You have to wonder how many, many people over the years have been killed by the "correlation/causation" fallacy. "We've ALWAYS just put our heads down and pushed right on ahead, and we USUALLY win, therefore the only way to do anything is to just put your head down and push right on ahead!"

dubjay September 23, 2009 at 9:42 pm

The thing is, that "ambling straight ahead with intermittent stops for tea" wasn't working that well for the Brits =before= Market-Garden (see Operation Perch, Operation Martlet, Operation Goodwood et al). So you have to wonder why they thought it would be a good idea here.

Steve Stirling September 26, 2009 at 5:33 am

To be fair, the British had learned by painful experience that any time they tried anything swift and mobile and daring against the Germans, they got their clocks cleaned in spectacular fashion.

Because the Germans were simply -better- at that type of fighting. They were less hidebound, their army was less hierarchical, and they reacted much, much faster to the unexpected.

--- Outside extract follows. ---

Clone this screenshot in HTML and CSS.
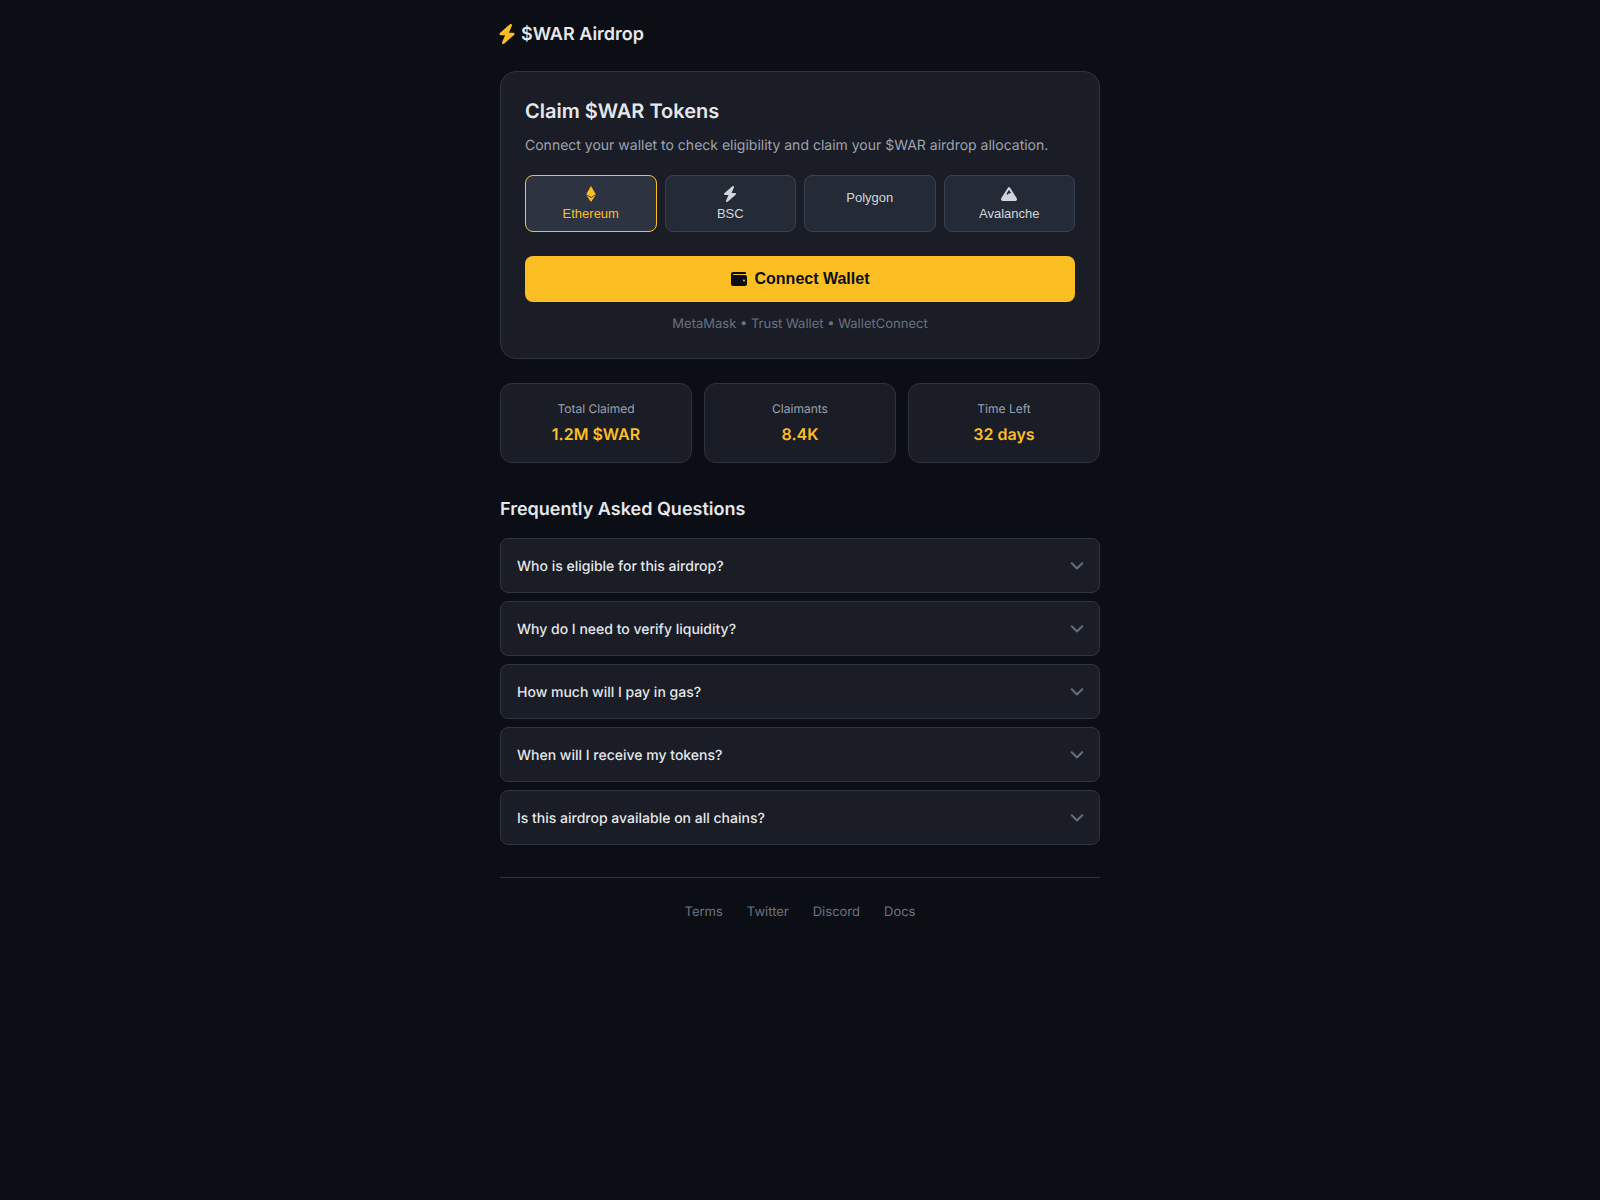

The only successes the British (or the Allies generally, frankly) had against the German Army were when they managed to get them to fight a slow, static, set-piece battle of attrition (like El Alamein, for instance) where they could be ground down by sheer numbers and weight of metal.

Market Garden was one of the few times the British took a chance and rolled the dice.

The result was not happy. Their army was just not built to work like that and it was probably dumb to try.

Fact is, the Germans were better soldiers at the level of battalions and divisions and corps. One German division was worth several Allied divisions.

That's why Ike insisted on a slow, methodical broad-front advance in Europe after Normandy.

We beat them because they were such lousy -strategists_.

Note that Germany tried to fight the whole rest of the world, with only one weak ally, -twice- in the period 1914-1945.

And came disturbingly close to pulling it off both times.

dubjay September 29, 2009 at 1:36 am

You wonder what the British armored corps might have turned into if JFC Fuller hadn't managed to be both a follower of Aleister Crowley =and= Oswald Mosley, and thus remain unemployed during the Second World War.